Steinbrück's nasty, bullying interview with Stern in which he accuses "dark powers" in Britain of undermining the move toward tighter regulation has no place in modern international politics, whether there's a domestic election to fight or not.

He clearly has our financial services industry in his sights, a source of commercial power which he wants to undermine.

On the eve of the euro's birth a decade ago the consensus was that Frankfurt would come to dominate Europe's financial industry. If it had lived up to its obvious potential, I doubt Steinbrück would now be striking quite such a rabid tone against the UK. The fact that Frankfurt failed, however, allowing London to overtake New York in global importance, clearly rankles.
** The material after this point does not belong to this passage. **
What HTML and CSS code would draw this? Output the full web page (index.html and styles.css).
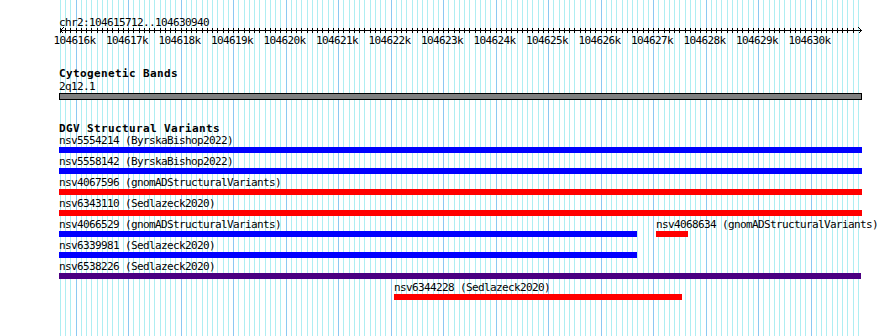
FILE: index.html
```html
<!DOCTYPE html>
<html lang="en">
<head>
<meta charset="utf-8">
<title>chr2:104615712..104630940</title>
<link rel="stylesheet" href="styles.css">
</head>
<body>
<div class="panel">
  <div class="chrom">chr2:104615712..104630940</div>
  <svg class="axis" width="803" height="7" viewBox="0 0 803 7" shape-rendering="crispEdges">
    <defs>
      <pattern id="tk" x="1" y="0" width="21" height="7" patternUnits="userSpaceOnUse">
        <rect x="0" y="1" width="1" height="5" fill="#000"/>
        <rect x="5" y="1" width="1" height="5" fill="#000"/>
        <rect x="10" y="1" width="1" height="5" fill="#000"/>
        <rect x="16" y="1" width="1" height="5" fill="#000"/>
      </pattern>
    </defs>
    <rect x="1" y="0" width="796" height="7" fill="url(#tk)"/>
    <rect x="1" y="3" width="802" height="1" fill="#000"/>
    <polyline points="4.5,0.5 1.5,3.5 4.5,6.5" fill="none" stroke="#000" stroke-width="1"/>
    <polyline points="799.5,0.5 802.5,3.5 799.5,6.5" fill="none" stroke="#000" stroke-width="1"/>
  </svg>
  <div class="scale">
    <span>104616k</span><span>104617k</span><span>104618k</span><span>104619k</span><span>104620k</span><span>104621k</span><span>104622k</span><span>104623k</span><span>104624k</span><span>104625k</span><span>104626k</span><span>104627k</span><span>104628k</span><span>104629k</span><span>104630k</span>
  </div>

  <section class="track cyto">
    <h2 class="track-title">Cytogenetic Bands</h2>
    <div class="band-label">2q12.1</div>
    <div class="band"></div>
  </section>

  <section class="track dgv">
    <h2 class="track-title">DGV Structural Variants</h2>
    <div class="lane">
      <div class="feat" style="width:803px"><div class="flabel">nsv5554214 (ByrskaBishop2022)</div><div class="bar blue"></div></div>
    </div>
    <div class="lane">
      <div class="feat" style="width:803px"><div class="flabel">nsv5558142 (ByrskaBishop2022)</div><div class="bar blue"></div></div>
    </div>
    <div class="lane">
      <div class="feat" style="width:803px"><div class="flabel">nsv4067596 (gnomADStructuralVariants)</div><div class="bar red"></div></div>
    </div>
    <div class="lane">
      <div class="feat" style="width:803px"><div class="flabel">nsv6343110 (Sedlazeck2020)</div><div class="bar red"></div></div>
    </div>
    <div class="lane">
      <div class="feat" style="width:578px"><div class="flabel">nsv4066529 (gnomADStructuralVariants)</div><div class="bar blue"></div></div>
      <div class="feat" style="margin-left:19px;width:32px"><div class="flabel">nsv4068634 (gnomADStructuralVariants)</div><div class="bar red"></div></div>
    </div>
    <div class="lane">
      <div class="feat" style="width:578px"><div class="flabel">nsv6339981 (Sedlazeck2020)</div><div class="bar blue"></div></div>
    </div>
    <div class="lane">
      <div class="feat" style="width:802px"><div class="flabel">nsv6538226 (Sedlazeck2020)</div><div class="bar indigo"></div></div>
    </div>
    <div class="lane">
      <div class="feat" style="margin-left:335px;width:288px"><div class="flabel">nsv6344228 (Sedlazeck2020)</div><div class="bar red"></div></div>
    </div>
  </section>
</div>
</body>
</html>
```

FILE: styles.css
```css
html, body {
  margin: 0;
  padding: 0;
  background: #ffffff;
}

.panel {
  margin-left: 59px;
  width: 803px;
  min-height: 336px;
  box-sizing: border-box;
  padding-top: 16px;
  font-family: "DejaVu Sans Mono", "Liberation Mono", monospace;
  font-size: 11px;
  letter-spacing: -0.62px;
  line-height: 13px;
  color: #000;
  background-image:
    linear-gradient(to right, #8cc8f2 0 1px, transparent 1px 52px, #8cc8f2 52px 53px, transparent 53px),
    linear-gradient(to right, #aeeef2 0 1px, transparent 1px 5px, #aeeef2 5px 6px, transparent 6px 10px, #aeeef2 10px 11px, transparent 11px 16px, #aeeef2 16px 17px, transparent 17px);
  background-size: 105px 100%, 21px 100%;
  background-position: 17px 0, 1px 0;
  background-repeat: repeat-x, repeat-x;
}

.chrom {
  height: 13px;
  white-space: nowrap;
}

.axis {
  display: block;
  margin-top: -2px;
}

.scale {
  display: flex;
  margin-left: -10.75px;
  height: 13px;
}

.scale span {
  flex: none;
  width: 52.5px;
  text-align: center;
  white-space: nowrap;
}

.track {
  margin: 0;
}

.track-title {
  margin: 0;
  font-size: 11px;
  font-weight: bold;
  letter-spacing: 0.38px;
  line-height: 13px;
  height: 13px;
  white-space: nowrap;
}

.cyto {
  margin-top: 20px;
}

.band-label {
  height: 13px;
}

.band {
  height: 7px;
  box-sizing: border-box;
  border: 1px solid #000;
  background: #808080;
}

.dgv {
  margin-top: 22px;
}

.lane {
  display: flex;
  margin-top: 3px;
}

.track-title + .lane {
  margin-top: 0;
}

.feat {
  flex: none;
  display: flex;
  flex-direction: column;
}

.flabel {
  height: 12px;
  line-height: 12px;
  white-space: nowrap;
}

.bar {
  height: 6px;
}

.blue { background: #0000ff; }
.red { background: #ff0000; }
.indigo { background: #4b0082; }
```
Right on cue, France is returning to its favourite political sport of Brit-bashing. In an interview with The Daily Telegraph, Christine Lagarde, France's finance minister, raised the prospect of Sarkozy walking out of the G20 if his version of pay curbs on bankers wasn't adopted. Still suffering the myopia of focusing on bonuses above all else, and missing the more important issues for reform, the French simply highlight the inadequacy of their contribution to the G20 debates.

Neither Steinbrück's foaming mouth nor Sarkozy's Napoleonic stomps should be allowed to hijack one of the few opportunities we have of sorting this mess out properly, with maturity and in a measured way.

No one needs workable, meaningful reform of financial services more than the UK given its importance to our economy. But neither should we be afraid to pursue those rational reforms unilaterally without the French or Germans. Remember, their own banks face a new lurch towards crisis, having been in denial about their rotten balance sheets. We should avoid being dragged down with them.